Trapalhadas de Doria na licitação abrem uma oportunidade para o Ibirapuera

Bruno Covas tem a chance de repensar o modelo de concessão que herdou de seu antecessor

Parque do Ibirapuera, na zona sul paulistana
Parque do Ibirapuera, na zona sul paulistana - Zanone Fraissat

Às vésperas de abrir os envelopes da licitação da concessão do Ibirapuera, Bruno Covas adiou o certame.

O edital omitiu as obrigações dos concessionários em relação aos parques periféricos, integrantes do “combo” criado por Doria para entregar o principal parque de São Paulo. Afinal, eles eram periféricos!  

Em seguida, o governador Márcio França teve um chilique eleitoral e solicitou a suspensão da licitação. Áreas do estado eram concedidas sem seu aval. 

Ambos os casos expõem a “excelência” do ex-prefeito Doria como gestor, em tema prioritário para ele. A licitação teve que ser suspensa por falhas primárias.

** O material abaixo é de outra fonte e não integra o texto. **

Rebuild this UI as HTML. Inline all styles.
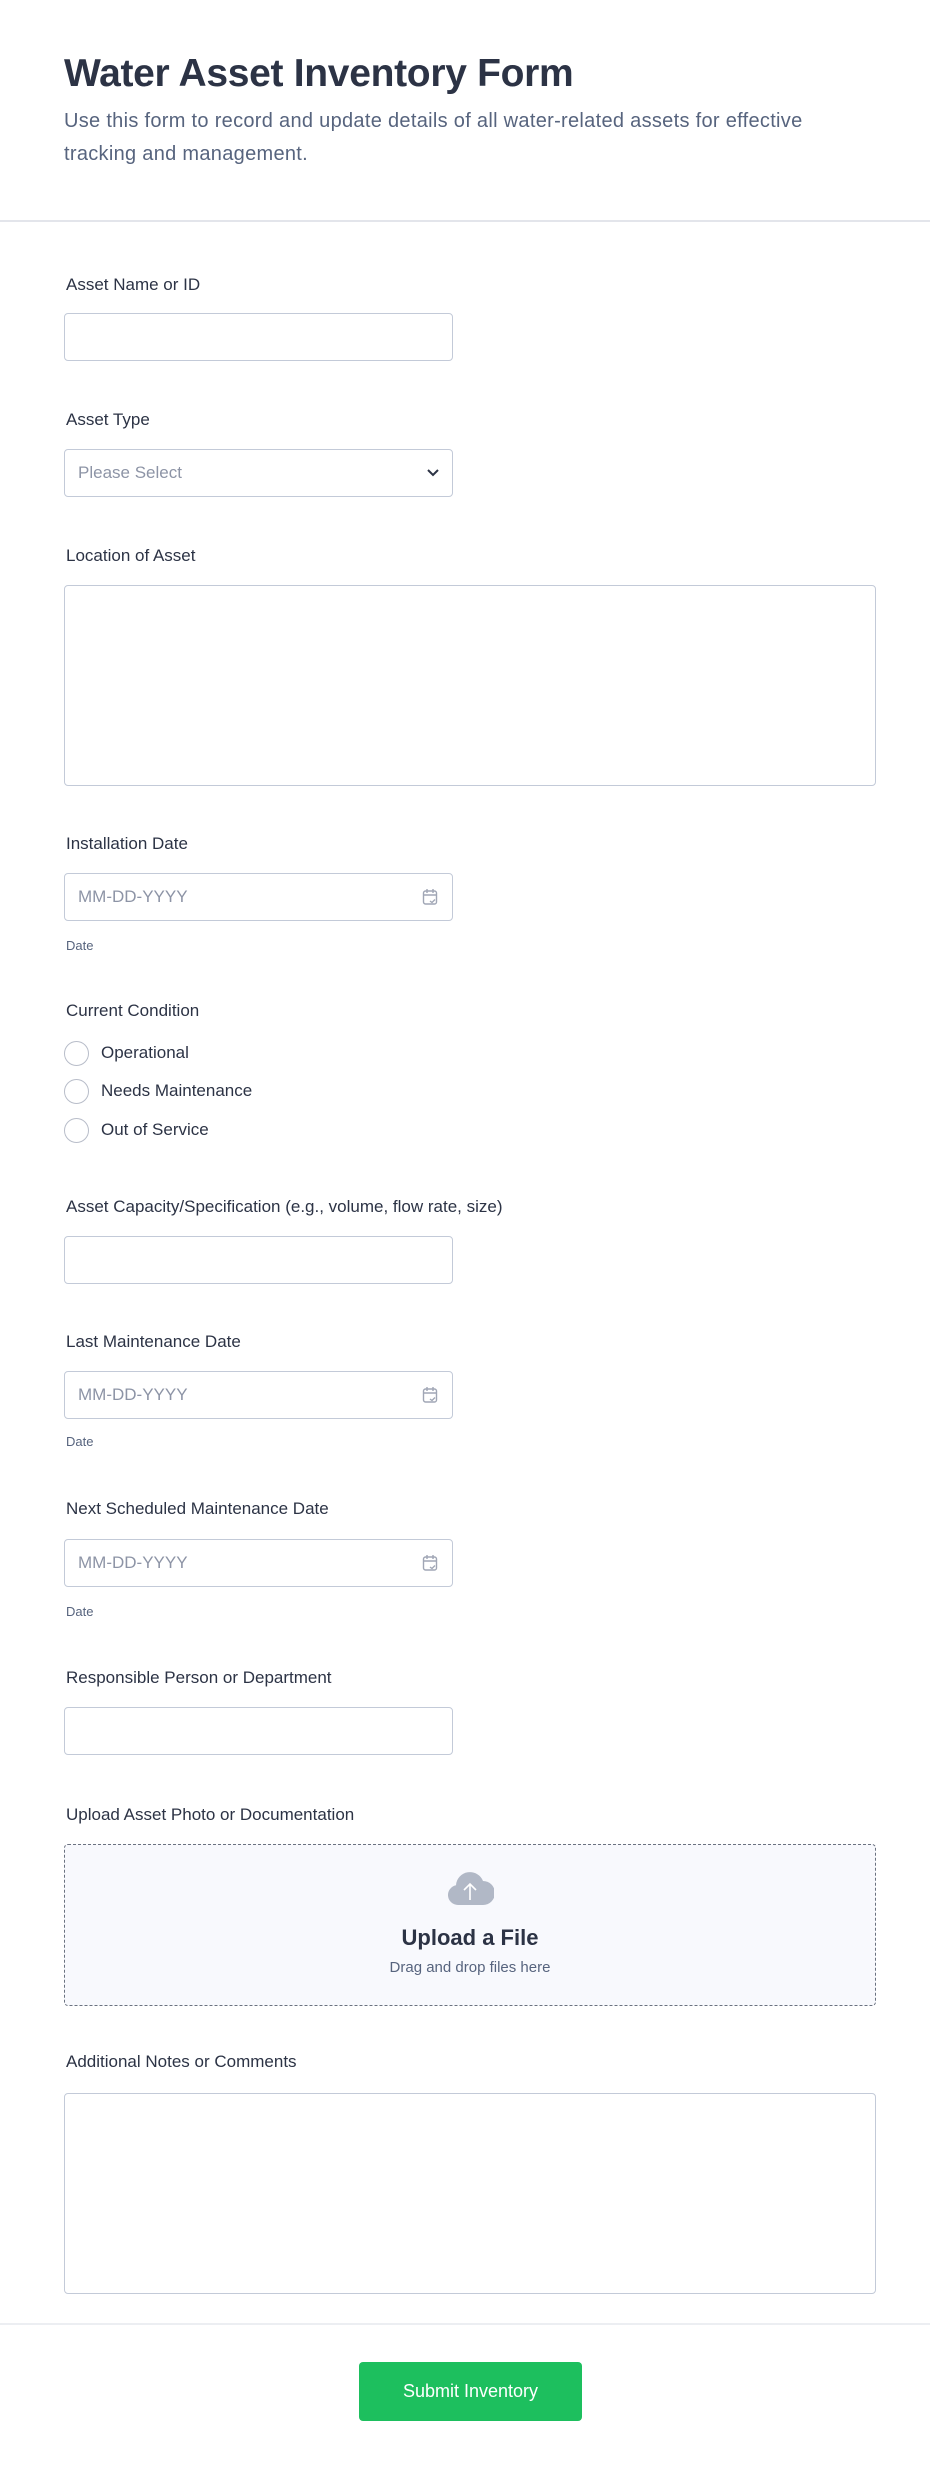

Às vezes, a incompetência vem para o bem. Ao suspender a licitação, o prefeito tem a chance de repensar o modelo de concessão que herdou de seu antecessor. 

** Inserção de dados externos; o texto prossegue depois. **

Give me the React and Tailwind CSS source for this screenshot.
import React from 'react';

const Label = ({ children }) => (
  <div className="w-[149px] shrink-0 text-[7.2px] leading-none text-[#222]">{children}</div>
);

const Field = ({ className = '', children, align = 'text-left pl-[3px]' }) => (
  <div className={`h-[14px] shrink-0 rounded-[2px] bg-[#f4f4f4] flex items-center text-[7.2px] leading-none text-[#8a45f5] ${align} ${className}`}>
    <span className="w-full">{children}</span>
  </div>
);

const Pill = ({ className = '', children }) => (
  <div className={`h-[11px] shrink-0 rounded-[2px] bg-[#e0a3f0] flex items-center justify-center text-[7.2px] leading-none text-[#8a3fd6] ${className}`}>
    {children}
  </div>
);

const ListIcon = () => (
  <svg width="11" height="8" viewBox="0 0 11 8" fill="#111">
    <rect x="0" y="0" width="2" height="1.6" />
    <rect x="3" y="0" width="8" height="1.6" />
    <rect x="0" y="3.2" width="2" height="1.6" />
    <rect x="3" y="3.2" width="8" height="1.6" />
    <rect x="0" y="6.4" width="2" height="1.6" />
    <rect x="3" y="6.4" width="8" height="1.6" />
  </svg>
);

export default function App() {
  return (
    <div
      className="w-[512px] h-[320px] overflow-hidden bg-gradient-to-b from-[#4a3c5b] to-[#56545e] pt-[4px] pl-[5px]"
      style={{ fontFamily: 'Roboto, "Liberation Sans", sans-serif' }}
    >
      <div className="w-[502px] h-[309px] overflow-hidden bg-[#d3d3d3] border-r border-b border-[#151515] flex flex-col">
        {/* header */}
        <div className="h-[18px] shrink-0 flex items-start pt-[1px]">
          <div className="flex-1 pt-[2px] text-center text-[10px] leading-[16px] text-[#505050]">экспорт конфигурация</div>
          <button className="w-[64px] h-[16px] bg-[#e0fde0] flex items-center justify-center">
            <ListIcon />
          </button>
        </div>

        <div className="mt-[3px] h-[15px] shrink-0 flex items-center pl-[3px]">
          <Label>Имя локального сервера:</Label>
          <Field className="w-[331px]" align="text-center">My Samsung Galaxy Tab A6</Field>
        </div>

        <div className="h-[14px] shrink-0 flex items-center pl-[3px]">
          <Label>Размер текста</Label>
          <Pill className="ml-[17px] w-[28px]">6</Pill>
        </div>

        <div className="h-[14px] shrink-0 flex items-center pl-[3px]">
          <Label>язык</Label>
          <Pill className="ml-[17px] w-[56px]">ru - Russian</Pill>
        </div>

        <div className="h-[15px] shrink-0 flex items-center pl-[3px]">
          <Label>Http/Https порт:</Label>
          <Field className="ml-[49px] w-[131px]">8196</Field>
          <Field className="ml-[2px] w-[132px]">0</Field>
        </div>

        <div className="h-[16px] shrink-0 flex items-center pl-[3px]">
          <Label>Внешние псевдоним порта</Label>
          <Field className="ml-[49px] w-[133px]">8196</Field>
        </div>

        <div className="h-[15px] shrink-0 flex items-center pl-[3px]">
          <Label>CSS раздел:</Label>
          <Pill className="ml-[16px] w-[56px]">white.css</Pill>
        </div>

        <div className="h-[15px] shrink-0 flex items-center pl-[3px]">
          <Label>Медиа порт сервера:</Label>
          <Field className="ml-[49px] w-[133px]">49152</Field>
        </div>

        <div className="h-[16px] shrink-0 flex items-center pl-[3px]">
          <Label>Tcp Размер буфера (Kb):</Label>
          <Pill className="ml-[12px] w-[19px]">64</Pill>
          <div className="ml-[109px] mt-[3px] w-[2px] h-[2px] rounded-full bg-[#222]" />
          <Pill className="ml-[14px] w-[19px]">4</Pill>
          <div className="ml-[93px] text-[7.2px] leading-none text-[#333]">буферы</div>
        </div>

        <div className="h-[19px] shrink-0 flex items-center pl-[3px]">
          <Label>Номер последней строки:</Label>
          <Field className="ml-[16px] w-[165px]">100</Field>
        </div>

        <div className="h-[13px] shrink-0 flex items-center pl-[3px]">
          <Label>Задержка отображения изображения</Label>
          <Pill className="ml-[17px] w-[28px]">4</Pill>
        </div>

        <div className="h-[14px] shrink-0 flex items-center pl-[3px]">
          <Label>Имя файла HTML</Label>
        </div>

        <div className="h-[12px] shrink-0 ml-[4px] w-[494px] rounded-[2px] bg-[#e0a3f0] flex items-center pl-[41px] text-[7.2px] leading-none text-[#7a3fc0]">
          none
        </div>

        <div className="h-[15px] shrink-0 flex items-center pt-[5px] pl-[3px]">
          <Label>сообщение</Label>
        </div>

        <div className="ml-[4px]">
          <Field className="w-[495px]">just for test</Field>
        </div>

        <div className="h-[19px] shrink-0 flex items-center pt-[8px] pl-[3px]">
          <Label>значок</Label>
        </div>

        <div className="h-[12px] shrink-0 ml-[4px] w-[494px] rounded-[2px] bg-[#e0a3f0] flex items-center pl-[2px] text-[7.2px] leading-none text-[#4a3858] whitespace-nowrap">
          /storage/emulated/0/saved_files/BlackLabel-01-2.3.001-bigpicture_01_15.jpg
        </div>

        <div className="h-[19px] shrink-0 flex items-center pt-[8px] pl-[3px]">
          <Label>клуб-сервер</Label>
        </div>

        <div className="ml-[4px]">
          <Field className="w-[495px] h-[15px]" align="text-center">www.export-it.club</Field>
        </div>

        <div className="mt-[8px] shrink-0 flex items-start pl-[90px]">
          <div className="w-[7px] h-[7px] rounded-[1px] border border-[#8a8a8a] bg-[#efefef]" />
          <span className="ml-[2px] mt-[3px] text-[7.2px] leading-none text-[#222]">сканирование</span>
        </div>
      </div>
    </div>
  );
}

A gestão não estatal de parques pode ser uma alternativa, mas requer que os concessionários não tenham fins lucrativos. A prefeitura optou pelo contrário: exige que seja uma empresa que visa o lucro. 

 
A experiência internacional mostra que em lugar nenhum essa possibilidade foi adotada. Nos EUA, o modelo de gestão não estatal existe desde os anos 1980, mas sempre com entidades sem fins lucrativos, como no caso do Central Park. 

Ele é gerido pelo Central Park Conservancy (CPC), uma organização social sem fins lucrativos, que emergiu na crise fiscal de Nova York. Mobilizando cidadãos e a sociedade civil, ela organizou ações voluntárias de manutenção e buscou doações, hoje sua principal receita.

Segundo Rafael Birmann, que se especializou no tema gerindo o parque Burle Marx, o modelo da prefeitura é inadequado para um espaço público, onde as demandas para serviços e manutenção são sempre elásticas. Quem fará trabalho voluntário ou doará, receitas do sucesso do Central Park, para aumentar o lucro privado.

Outra lacuna é a ausência de um plano diretor participativo do parque, que deveria anteceder a concessão, como reivindica seu conselho gestor. Por 35 anos, o parque terá que suportar a anacrônica presença de 1.100 vagas para carros, pois essa é a principal receita prevista.

O complexo cultural —Oca, Auditório e Museu das Culturas— está ameaçado. Preocupada em ampliar a receita, a empresa reduzirá as atividades de cultura, explorando os belos edifícios de Niemeyer para eventos corporativos ou festas, sem relação com a destinação dos equipamentos.

Inexiste uma fórmula mágica que garanta o caráter público e cultural de um parque sem custo para o governo. É possível e necessário inovar na gestão, superando a burocracia da administração estatal, mas isso não pode afetar a alma do principal parque paulistano.